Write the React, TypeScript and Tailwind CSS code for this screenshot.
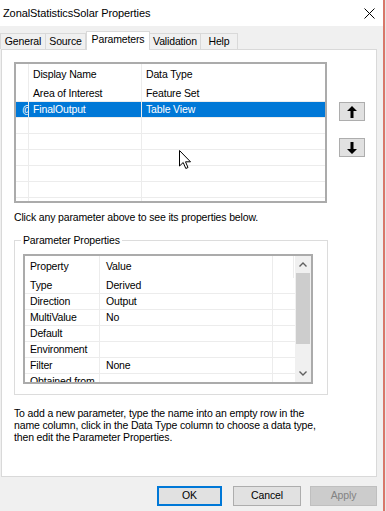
import React from "react";

const font = "font-['Liberation_Sans',Arial,sans-serif]";

const paramRows = [
  { name: "Area of Interest", type: "Feature Set" },
  { name: "FinalOutput", type: "Table View", selected: true },
  {}, {}, {}, {}, {}, {},
];

const propRows = [
  ["Type", "Derived"],
  ["Direction", "Output"],
  ["MultiValue", "No"],
  ["Default", ""],
  ["Environment", ""],
  ["Filter", "None"],
  ["Obtained from", ""],
];

function ArrowUp() {
  return (
    <svg width="10" height="12" viewBox="0 0 10 12">
      <path d="M5 0 L10 5 L6.5 5 L6.5 12 L3.5 12 L3.5 5 L0 5 Z" fill="#000" />
    </svg>
  );
}

function ArrowDown() {
  return (
    <svg width="10" height="12" viewBox="0 0 10 12">
      <path d="M5 12 L10 7 L6.5 7 L6.5 0 L3.5 0 L3.5 7 L0 7 Z" fill="#000" />
    </svg>
  );
}

function Cursor() {
  return (
    <svg width="13" height="20" viewBox="0 0 13 20" className="absolute left-[163px] top-[86px]">
      <path
        d="M0.5 0.5 L0.5 16 L4.2 12.5 L6.8 18.5 L9 17.5 L6.5 11.8 L11.5 11.8 Z"
        fill="#fff"
        stroke="#000"
        strokeWidth="1"
        strokeLinejoin="round"
      />
    </svg>
  );
}

function ParamsGrid() {
  return (
    <div className="relative h-[141px] w-[313px] overflow-hidden border-2 border-[#ababab] bg-white">
      <div className="flex h-[22px] items-center">
        <div className="h-full w-[13px] border-r border-[#ececec]" />
        <div className="flex h-full w-[113px] items-center border-r border-[#ececec] pl-[4px]">Display Name</div>
        <div className="flex h-full flex-1 items-center pl-[4px]">Data Type</div>
      </div>
      {paramRows.map((r, i) => (
        <div
          key={i}
          className={
            "flex h-[16px] items-center border-b border-[#ececec] " +
            (r.selected ? "bg-[#0078d7] text-white" : "")
          }
        >
          <div className="flex h-full w-[13px] items-center overflow-hidden border-r border-[#ececec] pl-[6px] text-[10px]">
            {r.selected ? "@" : ""}
          </div>
          <div className="flex h-full w-[113px] items-center border-r border-[#ececec] pl-[4px]">{r.name}</div>
          <div className="flex h-full flex-1 items-center pl-[4px]">{r.type}</div>
        </div>
      ))}
      <Cursor />
    </div>
  );
}

function PropsGrid() {
  return (
    <div className="flex h-[130px] w-[290px] overflow-hidden border-2 border-[#ababab] bg-white">
      <div className="flex flex-1 flex-col">
        <div className="flex h-[22px] shrink-0 items-center">
          <div className="flex h-full w-[74px] items-center pl-[5px]">Property</div>
          <div className="flex h-full w-[173px] items-center border-l border-[#ececec] pl-[6px]">Value</div>
          <div className="h-full flex-1 border-l border-[#ececec]" />
          <div className="h-full w-[2px] border-l border-[#ececec]" />
        </div>
        {propRows.map(([k, v], i) => (
          <div key={i} className="flex h-[16px] shrink-0 items-center border-b border-[#ececec]">
            <div className="flex h-full w-[74px] items-center whitespace-nowrap pl-[5px]">{k}</div>
            <div className="flex h-full w-[173px] items-center border-l border-[#ececec] pl-[6px]">{v}</div>
            <div className="h-full flex-1 border-l border-[#ececec]" />
          </div>
        ))}
      </div>
      <div className="flex w-[16px] flex-col bg-[#f0f0f0]">
        <div className="flex h-[17px] items-center justify-center">
          <svg width="8" height="5" viewBox="0 0 8 5">
            <path d="M0.5 4.5 L4 1 L7.5 4.5" fill="none" stroke="#606060" strokeWidth="1.4" />
          </svg>
        </div>
        <div className="mx-[1px] h-[71px] bg-[#cdcdcd]" />
        <div className="flex-1" />
        <div className="flex h-[17px] items-center justify-center">
          <svg width="8" height="5" viewBox="0 0 8 5">
            <path d="M0.5 0.5 L4 4 L7.5 0.5" fill="none" stroke="#606060" strokeWidth="1.4" />
          </svg>
        </div>
      </div>
    </div>
  );
}

export default function App() {
  const tabs = ["General", "Source", "Parameters", "Validation", "Help"];
  const tabW = [46, 41, 64, 52, 38];
  return (
    <div className={"flex h-[511px] w-[386px] text-[10.5px] tracking-[-0.15px] text-black " + font}>
      <div className="flex h-full w-[383px] flex-col bg-[#f0f0f0]">
        <div className="flex h-[26px] shrink-0 items-center justify-between bg-white pl-[3px] pr-[8px]">
          <span className="text-[11px] tracking-[-0.1px]">ZonalStatisticsSolar Properties</span>
          <svg width="11" height="11" viewBox="0 0 11 11">
            <path d="M0.5 0.5 L10.5 10.5 M10.5 0.5 L0.5 10.5" stroke="#000" strokeWidth="1" />
          </svg>
        </div>
        <div className="mt-[5px] flex h-[18px] shrink-0 items-end pl-[1px]">
          {tabs.map((t, i) => {
            const sel = t === "Parameters";
            return (
              <div
                key={t}
                style={{ width: tabW[i] }}
                className={
                  "flex items-center justify-center whitespace-nowrap border border-b-0 border-[#d9d9d9] " +
                  (sel ? "relative z-10 -mb-[1px] h-[19px] bg-white pb-[3px]" : "-ml-[1px] h-[16px] bg-[#f0f0f0]")
                }
              >
                {t}
              </div>
            );
          })}
        </div>
        <div className="ml-[1px] flex h-[428px] w-[376px] shrink-0 flex-col border border-[#d9d9d9] bg-white pl-[12px]">
          <div className="mt-[12px] flex">
            <ParamsGrid />
            <div className="ml-[12px] flex flex-col pt-[40px]">
              <div className="flex h-[19px] w-[26px] items-center justify-center border border-[#adadad] bg-[#e1e1e1]">
                <ArrowUp />
              </div>
              <div className="mt-[17px] flex h-[19px] w-[26px] items-center justify-center border border-[#adadad] bg-[#e1e1e1]">
                <ArrowDown />
              </div>
            </div>
          </div>
          <div className="mt-[8px] leading-[13px]">Click any parameter above to see its properties below.</div>
          <div className="relative mt-[16px] h-[155px] w-[314px] border border-[#dcdcdc] pl-[8px] pt-[13px]">
            <span className="absolute -top-[7px] left-[6px] bg-white px-[2px] leading-[13px]">Parameter Properties</span>
            <PropsGrid />
          </div>
          <div className="mt-[12px] leading-[12px]">
            To add a new parameter, type the name into an empty row in the
            <br />
            name column, click in the Data Type column to choose a data type,
            <br />
            then edit the Parameter Properties.
          </div>
        </div>
        <div className="mt-[9px] flex justify-end pr-[6px]">
          <div className="flex h-[20px] w-[65px] items-center justify-center border-2 border-[#0078d7] bg-[#e1e1e1]">OK</div>
          <div className="ml-[11px] flex h-[20px] w-[68px] items-center justify-center border border-[#adadad] bg-[#e1e1e1]">Cancel</div>
          <div className="ml-[9px] flex h-[20px] w-[67px] items-center justify-center border border-[#bfbfbf] bg-[#cccccc] text-[#838383]">Apply</div>
        </div>
      </div>
      <div className="h-full w-[2px] bg-[#d9776a]" />
      <div className="h-full flex-1 bg-[#e6e6e6]" />
    </div>
  );
}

_ _ _ _ _

> Your goal
Using the listing above, pull out all lines that hold the word "React".

> Task answer
Write the React, TypeScript and Tailwind CSS code for this screenshot.
import React from "react";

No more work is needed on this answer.